## begin Information shown

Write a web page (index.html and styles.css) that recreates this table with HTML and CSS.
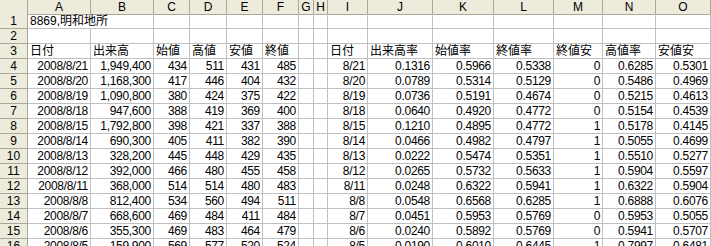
FILE: index.html
```html
<!DOCTYPE html>
<html lang="ja">
<head>
<meta charset="utf-8">
<title>8869 明和地所</title>
<link rel="stylesheet" href="styles.css">
</head>
<body>
<div class="sheet">
  <div class="row colhead">
    <div class="corner"></div>
    <div class="ch">A</div><div class="ch">B</div><div class="ch">C</div><div class="ch">D</div><div class="ch">E</div><div class="ch">F</div><div class="ch">G</div><div class="ch">H</div><div class="ch">I</div><div class="ch">J</div><div class="ch">K</div><div class="ch">L</div><div class="ch">M</div><div class="ch">N</div><div class="ch">O</div>
  </div>
  <div class="row">
    <div class="rh">1</div>
    <div class="c t wide">8869,明和地所</div><div class="c"></div><div class="c"></div><div class="c"></div><div class="c"></div><div class="c"></div><div class="c"></div><div class="c"></div><div class="c"></div><div class="c"></div><div class="c"></div><div class="c"></div><div class="c"></div><div class="c"></div>
  </div>
  <div class="row">
    <div class="rh">2</div>
    <div class="c"></div><div class="c"></div><div class="c"></div><div class="c"></div><div class="c"></div><div class="c"></div><div class="c"></div><div class="c"></div><div class="c"></div><div class="c"></div><div class="c"></div><div class="c"></div><div class="c"></div><div class="c"></div><div class="c"></div>
  </div>
  <div class="row">
    <div class="rh">3</div>
    <div class="c t">日付</div><div class="c t">出来高</div><div class="c t">始値</div><div class="c t">高値</div><div class="c t">安値</div><div class="c t">終値</div><div class="c"></div><div class="c"></div><div class="c t">日付</div><div class="c t">出来高率</div><div class="c t">始値率</div><div class="c t">終値率</div><div class="c t">終値安</div><div class="c t">高値率</div><div class="c t">安値安</div>
  </div>
  <div class="row">
    <div class="rh">4</div>
    <div class="c n">2008/8/21</div><div class="c n">1,949,400</div><div class="c n">434</div><div class="c n">511</div><div class="c n">431</div><div class="c n">485</div><div class="c"></div><div class="c"></div><div class="c n">8/21</div><div class="c n">0.1316</div><div class="c n">0.5966</div><div class="c n">0.5338</div><div class="c n">0</div><div class="c n">0.6285</div><div class="c n">0.5301</div>
  </div>
  <div class="row">
    <div class="rh">5</div>
    <div class="c n">2008/8/20</div><div class="c n">1,168,300</div><div class="c n">417</div><div class="c n">446</div><div class="c n">404</div><div class="c n">432</div><div class="c"></div><div class="c"></div><div class="c n">8/20</div><div class="c n">0.0789</div><div class="c n">0.5314</div><div class="c n">0.5129</div><div class="c n">0</div><div class="c n">0.5486</div><div class="c n">0.4969</div>
  </div>
  <div class="row">
    <div class="rh">6</div>
    <div class="c n">2008/8/19</div><div class="c n">1,090,800</div><div class="c n">380</div><div class="c n">424</div><div class="c n">375</div><div class="c n">422</div><div class="c"></div><div class="c"></div><div class="c n">8/19</div><div class="c n">0.0736</div><div class="c n">0.5191</div><div class="c n">0.4674</div><div class="c n">0</div><div class="c n">0.5215</div><div class="c n">0.4613</div>
  </div>
  <div class="row">
    <div class="rh">7</div>
    <div class="c n">2008/8/18</div><div class="c n">947,600</div><div class="c n">388</div><div class="c n">419</div><div class="c n">369</div><div class="c n">400</div><div class="c"></div><div class="c"></div><div class="c n">8/18</div><div class="c n">0.0640</div><div class="c n">0.4920</div><div class="c n">0.4772</div><div class="c n">0</div><div class="c n">0.5154</div><div class="c n">0.4539</div>
  </div>
  <div class="row">
    <div class="rh">8</div>
    <div class="c n">2008/8/15</div><div class="c n">1,792,800</div><div class="c n">398</div><div class="c n">421</div><div class="c n">337</div><div class="c n">388</div><div class="c"></div><div class="c"></div><div class="c n">8/15</div><div class="c n">0.1210</div><div class="c n">0.4895</div><div class="c n">0.4772</div><div class="c n">1</div><div class="c n">0.5178</div><div class="c n">0.4145</div>
  </div>
  <div class="row">
    <div class="rh">9</div>
    <div class="c n">2008/8/14</div><div class="c n">690,300</div><div class="c n">405</div><div class="c n">411</div><div class="c n">382</div><div class="c n">390</div><div class="c"></div><div class="c"></div><div class="c n">8/14</div><div class="c n">0.0466</div><div class="c n">0.4982</div><div class="c n">0.4797</div><div class="c n">1</div><div class="c n">0.5055</div><div class="c n">0.4699</div>
  </div>
  <div class="row">
    <div class="rh">10</div>
    <div class="c n">2008/8/13</div><div class="c n">328,200</div><div class="c n">445</div><div class="c n">448</div><div class="c n">429</div><div class="c n">435</div><div class="c"></div><div class="c"></div><div class="c n">8/13</div><div class="c n">0.0222</div><div class="c n">0.5474</div><div class="c n">0.5351</div><div class="c n">1</div><div class="c n">0.5510</div><div class="c n">0.5277</div>
  </div>
  <div class="row">
    <div class="rh">11</div>
    <div class="c n">2008/8/12</div><div class="c n">392,000</div><div class="c n">466</div><div class="c n">480</div><div class="c n">455</div><div class="c n">458</div><div class="c"></div><div class="c"></div><div class="c n">8/12</div><div class="c n">0.0265</div><div class="c n">0.5732</div><div class="c n">0.5633</div><div class="c n">1</div><div class="c n">0.5904</div><div class="c n">0.5597</div>
  </div>
  <div class="row">
    <div class="rh">12</div>
    <div class="c n">2008/8/11</div><div class="c n">368,000</div><div class="c n">514</div><div class="c n">514</div><div class="c n">480</div><div class="c n">483</div><div class="c"></div><div class="c"></div><div class="c n">8/11</div><div class="c n">0.0248</div><div class="c n">0.6322</div><div class="c n">0.5941</div><div class="c n">1</div><div class="c n">0.6322</div><div class="c n">0.5904</div>
  </div>
  <div class="row">
    <div class="rh">13</div>
    <div class="c n">2008/8/8</div><div class="c n">812,400</div><div class="c n">534</div><div class="c n">560</div><div class="c n">494</div><div class="c n">511</div><div class="c"></div><div class="c"></div><div class="c n">8/8</div><div class="c n">0.0548</div><div class="c n">0.6568</div><div class="c n">0.6285</div><div class="c n">1</div><div class="c n">0.6888</div><div class="c n">0.6076</div>
  </div>
  <div class="row">
    <div class="rh">14</div>
    <div class="c n">2008/8/7</div><div class="c n">668,600</div><div class="c n">469</div><div class="c n">484</div><div class="c n">411</div><div class="c n">484</div><div class="c"></div><div class="c"></div><div class="c n">8/7</div><div class="c n">0.0451</div><div class="c n">0.5953</div><div class="c n">0.5769</div><div class="c n">0</div><div class="c n">0.5953</div><div class="c n">0.5055</div>
  </div>
  <div class="row">
    <div class="rh">15</div>
    <div class="c n">2008/8/6</div><div class="c n">355,300</div><div class="c n">469</div><div class="c n">483</div><div class="c n">464</div><div class="c n">479</div><div class="c"></div><div class="c"></div><div class="c n">8/6</div><div class="c n">0.0240</div><div class="c n">0.5892</div><div class="c n">0.5769</div><div class="c n">0</div><div class="c n">0.5941</div><div class="c n">0.5707</div>
  </div>
  <div class="row">
    <div class="rh">16</div>
    <div class="c n">2008/8/5</div><div class="c n">159,900</div><div class="c n">569</div><div class="c n">577</div><div class="c n">520</div><div class="c n">524</div><div class="c"></div><div class="c"></div><div class="c n">8/5</div><div class="c n">0.0190</div><div class="c n">0.6010</div><div class="c n">0.6445</div><div class="c n">1</div><div class="c n">0.7997</div><div class="c n">0.6481</div>
  </div>
</div>
</body>
</html>
```

FILE: styles.css
```css
html, body {
  margin: 0;
  padding: 0;
  background: #ffffff;
}

body {
  font-family: "Liberation Sans", "Noto Sans CJK JP", sans-serif;
  font-size: 12px;
  color: #000000;
  overflow: hidden;
  height: 246px;
}

.sheet {
  display: flex;
  flex-direction: column;
  width: 711px;
}

.row {
  display: grid;
  grid-template-columns: 28px 63px 63px 36px 37px 36px 36px 15px 14px 40px 65px 61px 60px 49px 53px 55px;
  height: 15px;
  flex: none;
}

.row > div {
  box-sizing: border-box;
  white-space: nowrap;
  line-height: 14px;
}

.colhead {
  height: 14px;
}

.corner,
.ch {
  background: #ecebdc;
  border-right: 1px solid #aca899;
  border-bottom: 1px solid #aca899;
  text-align: center;
  line-height: 13px;
}

.rh {
  background: #ecebdc;
  border-right: 1px solid #aca899;
  border-bottom: 1px solid #aca899;
  text-align: center;
}

.c {
  border-right: 1px solid #c0c0c0;
  border-bottom: 1px solid #c0c0c0;
}

.c.wide {
  grid-column: span 2;
}

.t {
  text-align: left;
  padding-left: 2px;
  font-family: "Liberation Sans", "Noto Sans CJK JP", sans-serif;
}

.n {
  text-align: right;
  padding-right: 2px;
  letter-spacing: -0.3px;
}
```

## end Information shown

> **Description of the task**: Go through the material and copy out every line with "index" in it.

> **Response to the exercise**:
Write a web page (index.html and styles.css) that recreates this table with HTML and CSS.
FILE: index.html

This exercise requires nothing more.